‘24: Legacy’: An Energetic Reboot With Problems


Sunday marks the return of 24 for a potentially massive post-Super Bowl audience. It’s Kiefer Sutherland-free — no Counter Terrorist Unit legend Jack Bauer growling and grunting through intrigue and torture. Instead, the rechristened 24: Legacy gives us a younger hero, Straight Outta Compton’s Corey Hawkins as Eric Carter, an ex-Army Ranger, a Special Forces professional who wants to be left alone with his nurse-wife (Anna Diop), but gets pulled into saving America from a potential terrorist attack.

The opening real-time hour is pretty engaging — knottily plotted yet streamlined enough to hold the attention of football fans left burping on sofas across this great land on Sunday. Early on, the instigating item that sets off the drama is revealed: a flash drive with the names and contact info for terrorist sleeper cells.

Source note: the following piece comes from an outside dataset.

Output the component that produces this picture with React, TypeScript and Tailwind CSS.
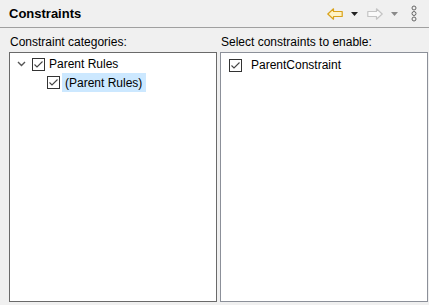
import type { ReactNode } from "react";

function CheckBox() {
  return (
    <svg width="13" height="13" viewBox="0 0 13 13" className="shrink-0">
      <rect x="0.5" y="0.5" width="12" height="12" fill="#fff" stroke="#333" />
      <path d="M2.5 6.5 L5 9 L10.5 3.5" fill="none" stroke="#444" strokeWidth="1.1" />
    </svg>
  );
}

function Chevron() {
  return (
    <svg width="9" height="6" viewBox="0 0 9 6" className="shrink-0">
      <path d="M1 1 L4.5 4.5 L8 1" fill="none" stroke="#555" strokeWidth="1.4" />
    </svg>
  );
}

function ArrowLeft({ fill, stroke }: { fill: string; stroke: string }) {
  return (
    <svg width="16" height="12" viewBox="0 0 16 12">
      <path
        d="M0.8 6 L6.5 0.8 L6.5 3.5 L15.2 3.5 L15.2 8.5 L6.5 8.5 L6.5 11.2 Z"
        fill={fill}
        stroke={stroke}
        strokeWidth="1.2"
        strokeLinejoin="round"
      />
    </svg>
  );
}

function DropTriangle({ color }: { color: string }) {
  return (
    <svg width="7" height="4" viewBox="0 0 7 4">
      <path d="M0 0 L7 0 L3.5 4 Z" fill={color} />
    </svg>
  );
}

function MoreDots() {
  return (
    <svg width="6" height="17" viewBox="0 0 6 17">
      <circle cx="3" cy="3" r="2" fill="none" stroke="#666" strokeWidth="1" />
      <circle cx="3" cy="8.5" r="2" fill="none" stroke="#666" strokeWidth="1" />
      <circle cx="3" cy="14" r="2" fill="none" stroke="#666" strokeWidth="1" />
    </svg>
  );
}

function Panel({ label, children, border }: { label: string; children: ReactNode; border: string }) {
  return (
    <div className="flex w-[208px] flex-col">
      <div className="h-[17px] pl-[1px] leading-[17px]">{label}</div>
      <div className={`mt-[1px] h-[250px] border bg-white ${border}`}>{children}</div>
    </div>
  );
}

export default function App() {
  return (
    <div
      className="h-[305px] w-[429px] overflow-hidden bg-[#f0f0f0] text-[12px] text-black"
      style={{ fontFamily: '"Liberation Sans", Arial, sans-serif' }}
    >
      <div className="flex h-[28px] items-center border-b border-[#a0a0a0] pl-[9px] pr-[12px]">
        <span className="text-[13px] font-bold">Constraints</span>
        <div className="ml-auto flex items-center">
          <ArrowLeft fill="#fff3c4" stroke="#d9a21b" />
          <span className="ml-[8px] flex"><DropTriangle color="#222" /></span>
          <span className="ml-[9px] flex -scale-x-100"><ArrowLeft fill="#fafafa" stroke="#c4c4c4" /></span>
          <span className="ml-[8px] flex"><DropTriangle color="#8a8a8a" /></span>
          <span className="ml-[13px] flex"><MoreDots /></span>
        </div>
      </div>
      <div className="flex gap-[3px] pl-[9px] pt-[6px]">
        <Panel label="Constraint categories:" border="border-[#6a6a6a]">
          <div className="flex flex-col pt-[2px]">
            <div className="flex h-[18px] items-center">
              <span className="ml-[7px] flex"><Chevron /></span>
              <span className="ml-[6px] flex"><CheckBox /></span>
              <span className="ml-[4px]">Parent Rules</span>
            </div>
            <div className="flex h-[19px] items-center">
              <span className="ml-[37px] flex"><CheckBox /></span>
              <span className="ml-[2px] flex h-[19px] items-center bg-[#cce8ff] pl-[3px] pr-[4px]">(Parent Rules)</span>
            </div>
          </div>
        </Panel>
        <Panel label="Select constraints to enable:" border="border-[#8c9099]">
          <div className="flex h-[18px] items-center pt-[2px] mt-[2px]">
            <span className="ml-[8px] flex"><CheckBox /></span>
            <span className="ml-[9px]">ParentConstraint</span>
          </div>
        </Panel>
      </div>
    </div>
  );
}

For one subplot, we get Jimmy Smits playing a senator running for president whose wife, Homeland’s Miranda Otto, is the former head of CTU. In a few later episodes made available for critics, I would say that this political subplot hamstrings Smits, who’s stuck in glad-handing campaign mode, while Otto dashes around CTU trying to help Carter via the organization’s familiar, vast array of high-tech computer equipment.

There are also subplots about the plight of war veterans, a high school teacher involved with a student who may or may not be a budding terrorist, and the inevitable possible CTU mole. The least-promising narrative thread involves Carter’s wife. Carter drops her off with his drug-dealer brother (Ashley Thomas), who promises to protect her even as he’s planning a major drug score. This seems ludicrous. The show’s trademark split-screen visual style gets a real workout even when it’s totally unnecessary, such as a moment when the TV screen split into three simultaneous segments as two characters just stood around to watch a video. This is the very definition of “not suspenseful.”

I like the way Hawkins plays Carter, with a fierce gaze, a firm jawline, and an explosive running style. But after a few hours of 24: Legacy, I wasn’t very engaged by all the scrambling around, the twists that prove to be double-crosses that will probably turn out to be triple-crosses. By the time Carter tried to execute a robbery from a place that strains all credulity, I was starting to count how many hours the season has left, and that became its own kind of torture.

24: Legacy premieres after the Super Bowl, and airs Mondays at 8 p.m. on Fox.